It might be time to retire the old market axiom of “sell in May and go away.”
“There is a difference between a rule and an adage,” says Michael Mussio, chartered financial analyst, managing director of FBB Capital Partners. “The game now is different, we are in a different environment that we’ve been in the past. The rule right now is 'don’t fight the Fed.'”
Historically, the dog days of summer spill onto Wall Street bringing the weakest-performing months of the year. According to the Stock Trader’s Almanac, decades of historical research shows most market gains occur from November through April. For investors looking for reliable returns, their best bet has been jumping into equities between Nov.1 and April 30 and then shifting into fixed income for the rest of the year.
Since 1950, the Dow Jones Industrial Average has experienced an average gain of 0.3% from May-October, compared to 7.5% during the rest of the year.
But this isn’t your traditional market, says Sarat Sethi, managing director at investment advisory firm Douglas C. Lane & Associates, adding that followers of the adage last summer missed out on significant gains.
“Right now, I don’t think it’s applicable. There’s a bunch of different factors in play right now, most importantly corporations are very strong in terms of their balance sheets and they are spending money on M&A, not to mention the consumer is more deleveraged than in the past.”
He is overweight in discretionary stocks heading into the summer, specifically autos and auto parts and industrials with strong top-line growth. “We are wary of slow-growth companies with high dividends.

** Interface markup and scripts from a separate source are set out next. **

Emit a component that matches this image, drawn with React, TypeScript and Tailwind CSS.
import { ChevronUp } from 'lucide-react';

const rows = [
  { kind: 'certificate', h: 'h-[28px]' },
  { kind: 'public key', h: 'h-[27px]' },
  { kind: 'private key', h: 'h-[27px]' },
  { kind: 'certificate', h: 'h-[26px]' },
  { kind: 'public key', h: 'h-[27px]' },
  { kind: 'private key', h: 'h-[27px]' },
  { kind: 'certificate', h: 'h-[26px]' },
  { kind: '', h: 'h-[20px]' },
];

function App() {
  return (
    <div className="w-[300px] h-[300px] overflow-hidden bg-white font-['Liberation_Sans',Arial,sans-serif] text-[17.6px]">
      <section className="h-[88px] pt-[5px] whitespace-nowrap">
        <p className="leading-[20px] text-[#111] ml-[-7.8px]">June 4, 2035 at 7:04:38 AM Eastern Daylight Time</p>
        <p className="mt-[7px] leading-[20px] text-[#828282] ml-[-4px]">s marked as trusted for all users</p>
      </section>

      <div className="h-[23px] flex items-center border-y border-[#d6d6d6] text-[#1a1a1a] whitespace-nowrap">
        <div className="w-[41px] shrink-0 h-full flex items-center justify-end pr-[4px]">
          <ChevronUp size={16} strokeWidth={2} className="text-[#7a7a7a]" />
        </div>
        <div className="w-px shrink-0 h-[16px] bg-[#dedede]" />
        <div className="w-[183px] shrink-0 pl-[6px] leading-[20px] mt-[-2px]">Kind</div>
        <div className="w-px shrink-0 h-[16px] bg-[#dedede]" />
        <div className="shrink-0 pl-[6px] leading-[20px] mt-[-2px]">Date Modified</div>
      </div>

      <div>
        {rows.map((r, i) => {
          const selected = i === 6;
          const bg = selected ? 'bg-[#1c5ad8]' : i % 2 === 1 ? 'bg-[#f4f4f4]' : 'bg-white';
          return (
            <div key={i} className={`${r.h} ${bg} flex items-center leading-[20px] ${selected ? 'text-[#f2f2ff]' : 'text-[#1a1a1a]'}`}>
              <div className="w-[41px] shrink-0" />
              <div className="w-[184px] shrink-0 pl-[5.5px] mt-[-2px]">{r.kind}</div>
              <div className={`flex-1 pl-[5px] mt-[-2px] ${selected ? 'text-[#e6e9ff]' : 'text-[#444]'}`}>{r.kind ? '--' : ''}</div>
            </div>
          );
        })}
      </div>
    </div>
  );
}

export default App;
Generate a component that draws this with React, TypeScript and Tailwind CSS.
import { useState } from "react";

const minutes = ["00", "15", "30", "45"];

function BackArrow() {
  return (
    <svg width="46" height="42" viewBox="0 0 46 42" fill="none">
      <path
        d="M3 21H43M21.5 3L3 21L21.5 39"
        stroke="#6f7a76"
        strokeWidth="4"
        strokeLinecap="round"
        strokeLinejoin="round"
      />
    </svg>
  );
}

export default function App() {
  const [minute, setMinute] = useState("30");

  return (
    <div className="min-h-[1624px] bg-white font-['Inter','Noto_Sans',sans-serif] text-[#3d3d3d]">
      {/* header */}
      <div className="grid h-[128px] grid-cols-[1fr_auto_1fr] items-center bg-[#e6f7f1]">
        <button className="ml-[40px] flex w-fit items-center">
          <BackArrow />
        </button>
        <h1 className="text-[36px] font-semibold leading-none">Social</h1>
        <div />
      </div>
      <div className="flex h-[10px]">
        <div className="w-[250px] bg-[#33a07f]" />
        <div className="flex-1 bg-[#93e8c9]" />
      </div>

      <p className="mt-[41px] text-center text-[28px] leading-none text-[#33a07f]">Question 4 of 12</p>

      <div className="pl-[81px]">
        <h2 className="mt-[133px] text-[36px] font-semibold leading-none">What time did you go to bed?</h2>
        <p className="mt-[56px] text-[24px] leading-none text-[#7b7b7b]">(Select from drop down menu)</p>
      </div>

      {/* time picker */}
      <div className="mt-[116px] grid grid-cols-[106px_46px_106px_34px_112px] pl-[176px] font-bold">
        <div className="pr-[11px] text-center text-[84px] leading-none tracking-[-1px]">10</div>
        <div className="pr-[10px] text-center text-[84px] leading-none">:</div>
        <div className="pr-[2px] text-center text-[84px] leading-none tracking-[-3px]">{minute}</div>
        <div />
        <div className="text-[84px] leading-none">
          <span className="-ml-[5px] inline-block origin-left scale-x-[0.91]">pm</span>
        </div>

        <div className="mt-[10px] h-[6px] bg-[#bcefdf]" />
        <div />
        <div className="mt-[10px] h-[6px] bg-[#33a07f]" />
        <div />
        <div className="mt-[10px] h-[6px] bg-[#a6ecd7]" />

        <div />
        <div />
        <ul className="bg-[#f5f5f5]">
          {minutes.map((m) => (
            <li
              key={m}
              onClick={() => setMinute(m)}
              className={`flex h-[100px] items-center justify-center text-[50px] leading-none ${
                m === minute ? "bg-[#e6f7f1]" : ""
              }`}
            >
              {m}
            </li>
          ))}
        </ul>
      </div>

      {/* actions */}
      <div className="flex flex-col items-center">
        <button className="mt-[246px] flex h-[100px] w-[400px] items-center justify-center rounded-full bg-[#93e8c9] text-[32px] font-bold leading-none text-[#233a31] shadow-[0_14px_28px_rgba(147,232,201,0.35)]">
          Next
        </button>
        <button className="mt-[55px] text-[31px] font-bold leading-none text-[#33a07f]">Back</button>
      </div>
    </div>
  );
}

Investors will want to move away from them heading into summer.”
However, Lance Roberts, chief strategist at STA Wealth Management, plans to go into defensive mode through the summer, pointing out that the market is due for a correction “Markets are like a rubber-band, they can stretch only so much before they have to be relaxed so they can stretch some more.”
While the upcoming months are traditionally the worst-performing, it doesn’t mean investors have to sell everything in their portfolio, says Quincy Krosby, market strategist at Prudential Financial. “If you are worried, move more into defensive sectors -- you are likely to be safer there.”
She says Wall Street’s strong performance over the last few summers had a lot to do with central banks around the world. “Summers haven’t been too bad for Wall Street recently -- but a lot of that had to do with comments from central bankers which have helped propel markets higher.”
Michael Block, chief strategist at Rhino Trading Partners, doesn’t have a problem going against history. “I find that going against sentiments works very well, so if everyone is lining up to sell in May, I might want to take the other side of that.” He is focusing his attention on the housing sector, which has showed weakness this year along with the labor market.
“Right now, the sectors that I see being safe going into the summer are REITS, and financials will also get better. They are getting hit with problems that they brought on themselves, but once the dust settles they should be doing better.”